Steps to perform after Kubernetes cluster is available:

  • If using PKS, you must install the PKS command line tool. See instructions here.
  • Install kubectl on your local development machine and configure access to the kubernetes/PKS cluster. See instructions for kubectl here.
  • If you are using Google cloud, you will find instructions for setting up Google Cloud SDK ('gcloud') along with kubectl here.

Deploying SnappyData on Kubernetes

SnappyData Helm chart is used to deploy SnappyData on Kubernetes. It uses Kubernetes statefulsets to launch the locator, lead, and server members.
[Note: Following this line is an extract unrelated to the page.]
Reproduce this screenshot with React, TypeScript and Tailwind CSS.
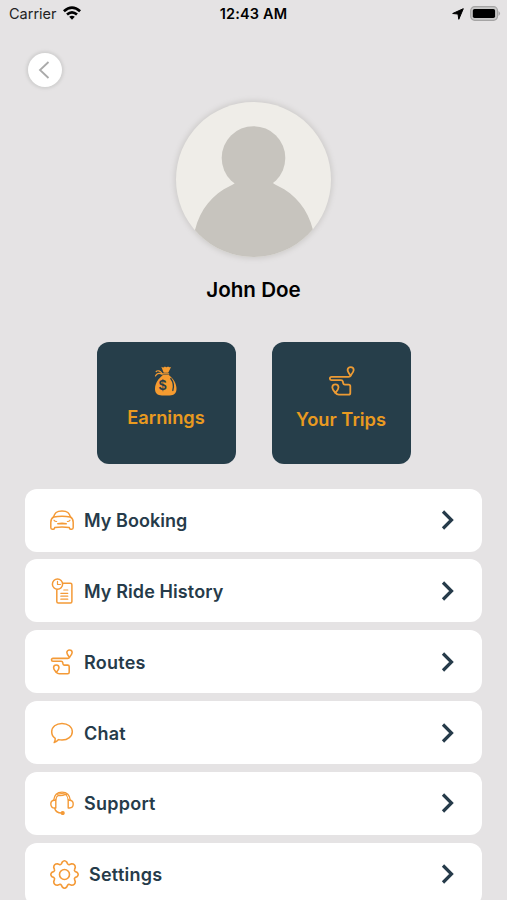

To deploy SnappyData on Kubernetes:

  1. Clone the spark-on-k8s repository and change to charts directory.
    git clone https://github.com/SnappyDataInc/spark-on-k8s
    cd spark-on-k8s/charts

  2. Optionally, you can edit the snappydata > values.yaml file to change the default configurations in the SnappyData chart. Configurations can be specified in the respective attributes for locators, leaders, and servers in this file. Refer List of Configuration Parameters for SnappyData Chart

  3. Install the snappydata chart using the following command:
    helm install --name snappydata --namespace snappy ./snappydata/

    The above command installs the SnappyData chart in a namespace called snappy and displays the Kubernetes objects (service, statefulsets etc.) created by the chart on the console.
    By default, SnappyData Helm chart deploys a SnappyData cluster which consists of one locator, one lead, two servers and services to access SnappyData endpoints.

You can monitor the Kubernetes UI dashboard to check the status of the components as it takes few minutes for all the servers to be online. To access the Kubernetes UI refer to the instructions here.

SnappyData chart dynamically provisions volumes for servers, locators, and leads. These volumes and the data in it are retained even after the chart deployment is deleted.

Interacting with SnappyData Cluster on Kubernetes

You can interact with the SnappyData cluster on Kuberenetes in the same manner as you interact with a SnappyData cluster that runs locally or on-premise. All you require is the host IP address of the locator and the lead with their respective ports numbers.

To find the IP addresses and port numbers of the SnappyData processes, use command kubectl get svc --namespace=snappy. In the output, three services namely snappydata-leader-public, snappydata-locator-public and snappydata-server-public of type LoadBalancer are seen which expose the endpoints for locator, lead, and server respectively. These services have external IP addresses assigned and therefore can be accessed from outside Kubernetes. The remaining services that do not have external IP addresses are those that are created for internal use.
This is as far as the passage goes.